Other considerations
This walkthrough covers best practices for abstracting behaviors. You can apply this to other languages. For example, Python’s inheritance very closely resembles C++. Like the previous C++ examples, just because you can use bad inheritance, doesn’t mean you should. Python doesn’t give you interfaecs in the same way that Java does, but you can use objects to get the same result.
from abc import ABC, abstractmethod
class QuackBehavior(ABC):
def quack() -> None:
pass
class FlyBehavior(ABC):
def fly() -> None:
pass
class Duck(ABC):
quack_behavior: QuackBehaviorInterface
fly_behavior: FlyBehaviorInterface
@abstractmethod
def quack(self) -> None:
self.quack_behavior.quack()
@abstractmethod
def fly(self) -> None:
self.fly_behavior.fly()
class MallardDuck(Duck):
...
You get the idea. Python does not have interfaces, but we can still leverage good design principles; we leverage polymorphism without the diamond problem.
Interfaces appear in a very different form in Go. They are literally just collections of method signatures—there are no other rules.
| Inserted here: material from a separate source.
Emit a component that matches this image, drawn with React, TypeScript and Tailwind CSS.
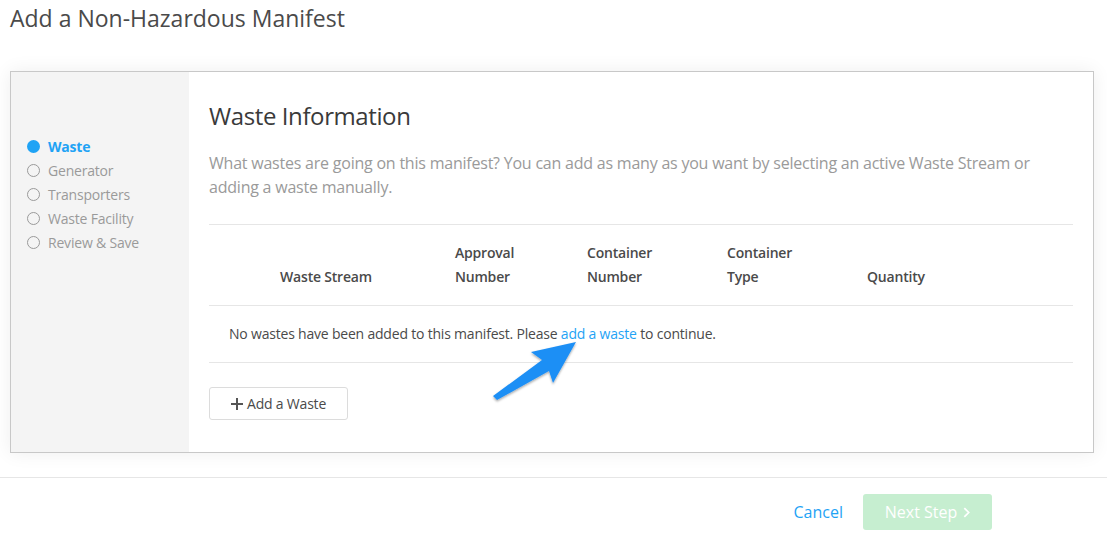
import React from 'react';

const steps = [
  { label: 'Waste', active: true },
  { label: 'Generator', active: false },
  { label: 'Transporters', active: false },
  { label: 'Waste Facility', active: false },
  { label: 'Review & Save', active: false },
];

function Arrow() {
  return (
    <svg
      className="absolute left-[488px] top-[338px] w-[95px] h-[70px]"
      viewBox="488 338 95 70"
    >
      <defs>
        <filter id="arrow-shadow" x="-20%" y="-20%" width="140%" height="140%">
          <feDropShadow dx="0" dy="1.5" stdDeviation="1.2" floodColor="#000" floodOpacity="0.35" />
        </filter>
      </defs>
      <polygon
        points="576,342 531,352 542,360 493,396 497,400 549,371 553,383"
        fill="#1f8ff5"
        filter="url(#arrow-shadow)"
      />
    </svg>
  );
}

export default function App() {
  return (
    <div className="relative min-h-[551px] bg-white font-['Open_Sans',sans-serif] text-[#4a4a4a]">
      {/* Title */}
      <h1 className="px-[10px] pt-[2px] text-[23px] leading-[32px] text-[#4a4a4a]">
        Add a Non-Hazardous Manifest
      </h1>

      {/* Wizard box */}
      <div className="mx-[10px] mt-[37px] w-[1084px] h-[382px] flex border border-[#c8c8c8] shadow-[0_0_18px_rgba(0,0,0,0.07)]">
        {/* Steps sidebar */}
        <div className="w-[178px] shrink-0 bg-[#f4f4f4] pt-[62px] pl-[16px]">
          {steps.map(s => (
            <div key={s.label} className="flex items-center h-[24px] gap-[8px]">
              <span
                className={
                  s.active
                    ? 'w-[13px] h-[13px] rounded-full bg-[#1fa3f5]'
                    : 'w-[13px] h-[13px] rounded-full border border-[#9a9a9a]'
                }
              />
              <span
                className={
                  s.active
                    ? 'text-[14px] font-bold tracking-[-0.2px] text-[#1fa3f5]'
                    : 'text-[14px] tracking-[-0.2px] text-[#9a9a9a]'
                }
              >
                {s.label}
              </span>
            </div>
          ))}
        </div>

        {/* Main */}
        <div className="flex-1 px-[20px] pt-[28px]">
          <h2 className="text-[24px] leading-[32px] tracking-[-0.4px] text-[#3a3a3a]">Waste Information</h2>
          <p className="mt-[19px] text-[16px] leading-[24px] tracking-[-0.22px] text-[#9a9a9a]">
            What wastes are going on this manifest? You can add as many as you want by selecting an active Waste Stream or adding a waste manually.
          </p>

          {/* Table */}
          <div className="mt-[25px] border-t border-[#e6e6e6]">
            <div className="grid grid-cols-[226px_132px_140px_140px_1fr] border-b border-[#e6e6e6] py-[16px] text-[14px] leading-[24px] font-semibold tracking-[-0.2px] text-[#4a4a4a]">
              <div className="flex items-end justify-center pl-[8px]">Waste Stream</div>
              <div className="px-[20px]">Approval<br />Number</div>
              <div className="px-[20px]">Container<br />Number</div>
              <div className="px-[20px]">Container<br />Type</div>
              <div className="flex items-end px-[20px]">Quantity</div>
            </div>
            <div className="border-b border-[#e6e6e6] px-[20px] py-[16px] text-[14px] leading-[24px] tracking-[-0.2px] text-[#4a4a4a]">
              No wastes have been added to this manifest. Please{' '}
              <a className="text-[#1fa3f5]">add a waste</a> to continue.
            </div>
          </div>

          <button className="mt-[24px] h-[33px] px-[21px] flex items-center gap-[4px] border border-[#dcdcdc] rounded-[3px] bg-white text-[14px] tracking-[-0.2px] text-[#4a4a4a]">
            <svg viewBox="0 0 12 12" className="w-[12px] h-[12px]">
              <path d="M5 0h2v5h5v2H7v5H5V7H0V5h5z" fill="#555" />
            </svg>
            Add a Waste
          </button>
        </div>
      </div>

      {/* Footer */}
      <div className="mt-[24px] border-t border-[#e6e6e6] flex items-center justify-end pr-[115px] pt-[16px] gap-[20px]">
        <a className="text-[16px] text-[#1fa3f5]">Cancel</a>
        <button className="h-[36px] w-[129px] flex items-center justify-center gap-[6px] rounded-[3px] bg-[#c6eed0] text-[16px] text-white">
          Next Step
          <svg viewBox="0 0 8 12" className="w-[7px] h-[11px]">
            <path d="M1.5 1l5 5-5 5" stroke="#fff" strokeWidth="2" fill="none" />
          </svg>
        </button>
      </div>

      <Arrow />
    </div>
  );
}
A structure (struct
) implements the interface when you implement each method from the interface; then, the structure gains that type, and achieves polymorphism. (Go has its own rules and is not an object-oriented language. I will refrain from going much further than this.)
Finally, we should consider abstraction as a general concept. Unless you are writing raw binary code, you are probably using some kind of abstraction. Black boxes exist everywhere; they are the point of many APIs.
Closing thoughts
This reminds me a lot of Touring’s ideas, the black box and the Oracle machine. The implementation doesn’t matter. You give some input and get some output. We should consider if the future of software engineering will get farther and farther from the “low levels,” from bytecode and assembly.
We might also consider whether languages like C, Java, or Python will become obsolete some day; perhaps the next generation of languages will resemble Turing’s idea of input-output. Perhaps, software development will just become the composition of interfaces, the inner-workings of which we know absolutely nothing.